I am wondering if sulphur would do the job better?

I have already been composting its dead heads for a while, though now have thrown all the dead heads out and what I could easily retrieve from the compost pile.

This rose has been affected for at least this whole season if not before, and my other roses don’t seem to be affected, though one or two have crinkly curled and dried up leaves, and don’t thrive so well, but most are perfectly ok.

Is sulphur a good panacea for unknown rose fungal diseases, and botrytis specifically?

We get it every Fall like clockwork here. They rot, have some poofy spores fly around, winter comes, and I don’t see it again til November. I don’t think its the big of a deal. It could become a big deal if one only does overhead watering, or if spores get on developing hips and inside the peduncles. Neptune seems prone to this for some odd reason, despite the blooms being fine.

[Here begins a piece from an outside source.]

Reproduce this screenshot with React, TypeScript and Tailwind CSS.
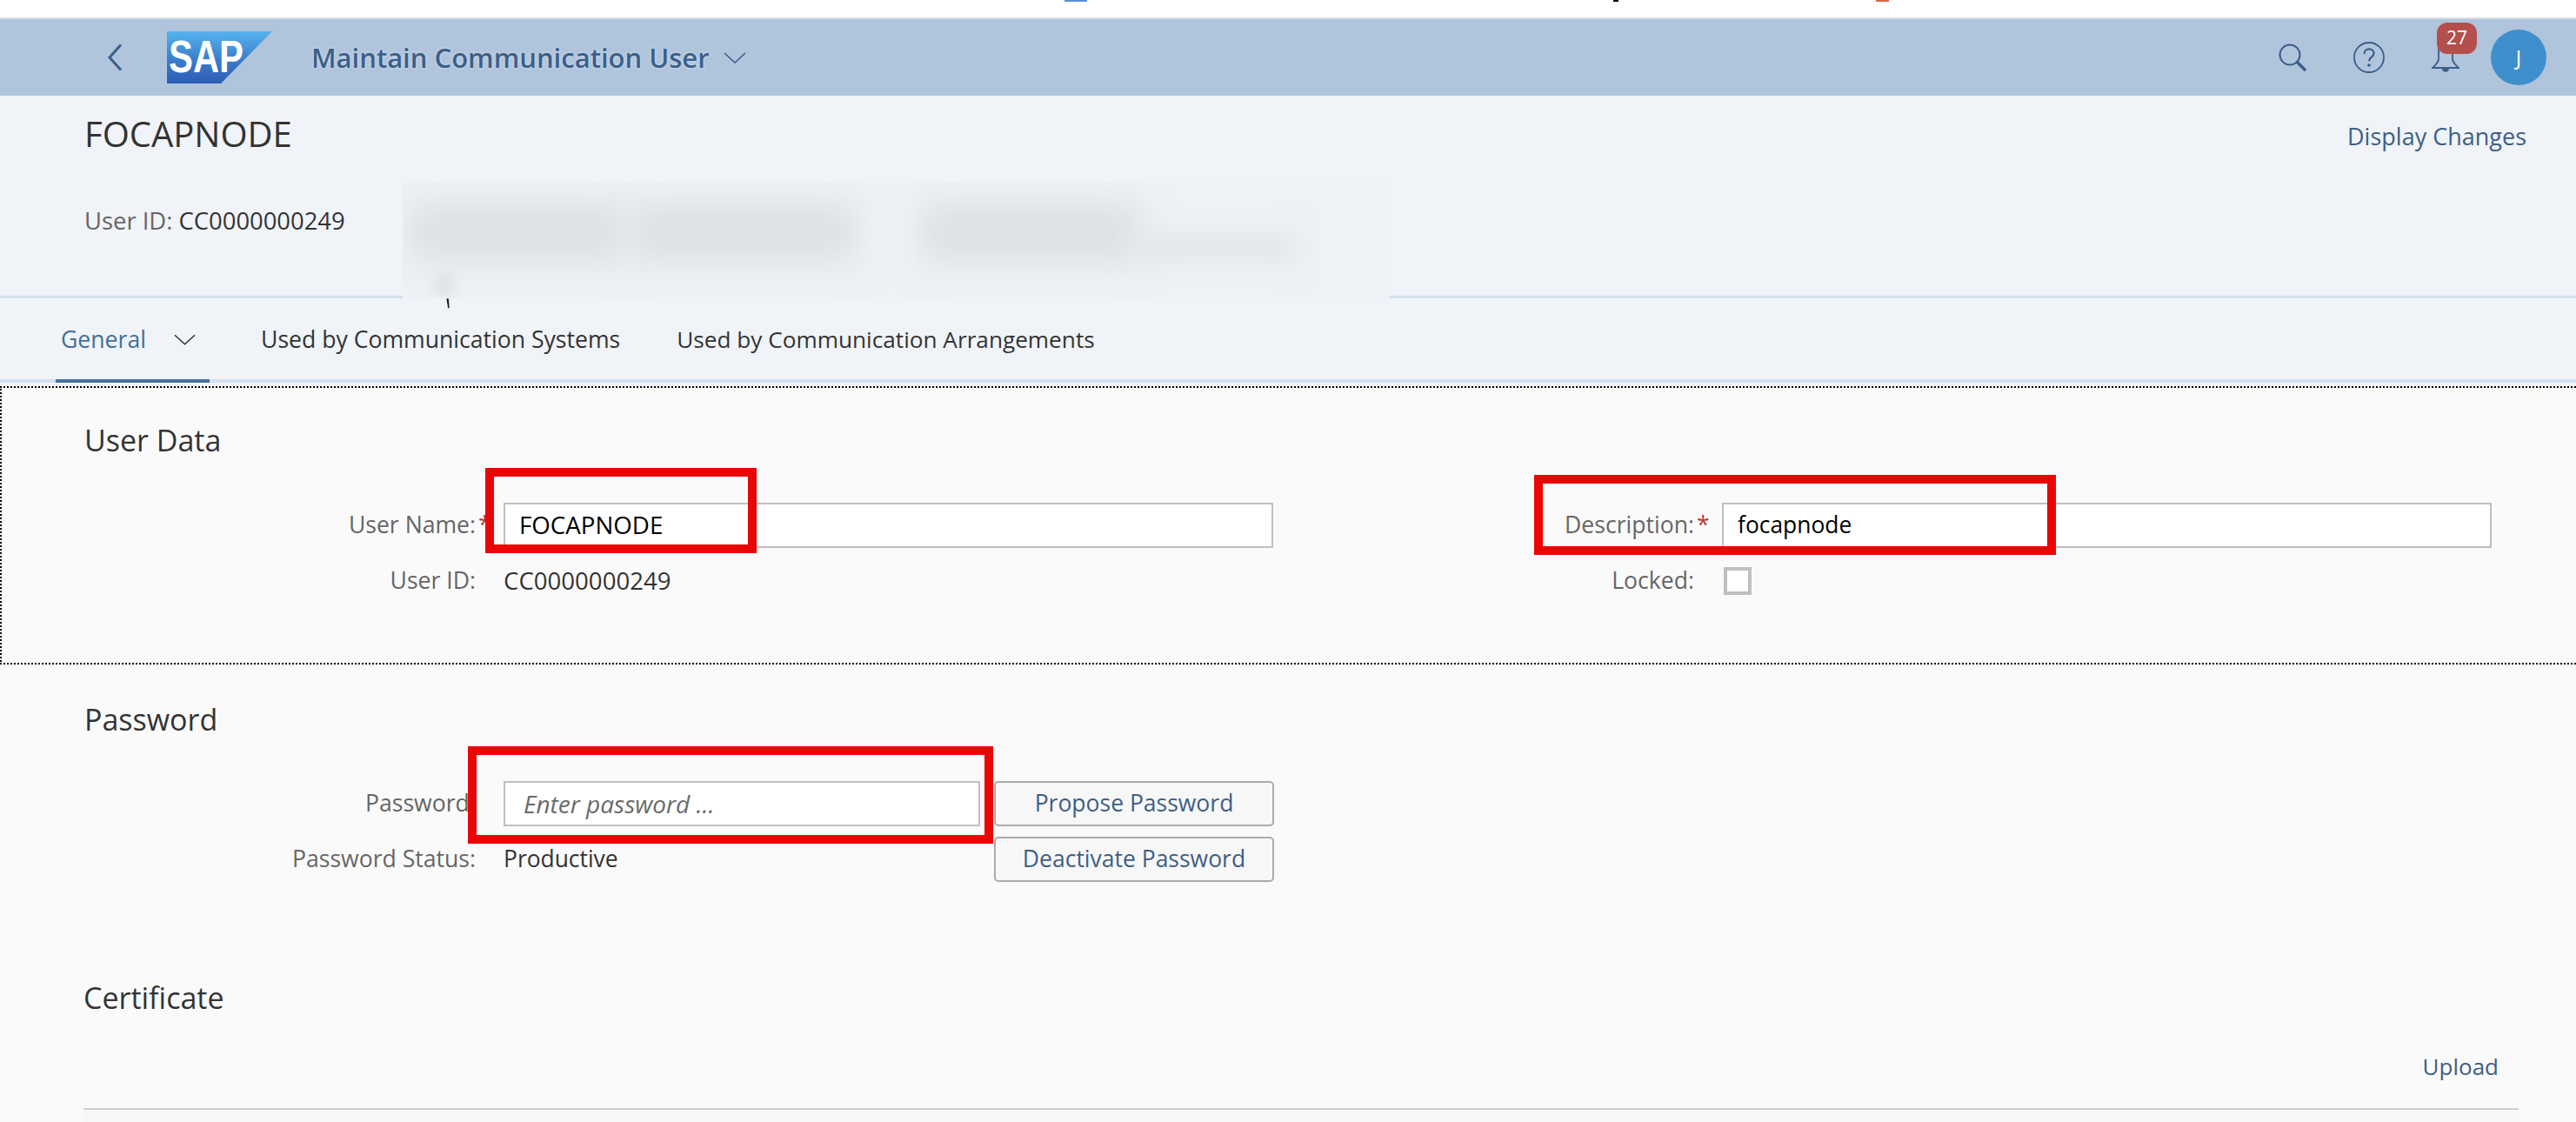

In raspberry breeding, botrytis is something they actively breed against, but I never see it discussing in rose breeding studies. I am guessing that with roses, traits we already breed for in modern roses tend to ward off botrytis during the growing season in general. It could be possibly a problem in some indica and OGR lines where such traits like petal substance or petal drop are selected for.

Thanks Pacificjade. Yes I think these spores are everywhere and it is probably down to susceptibility and the breed of the rose and how healthy it is. I will in future take precautions to dispose of dead heads not in the compost, but accept that I can’t get rid of all spores, and they blow in the wind anyway.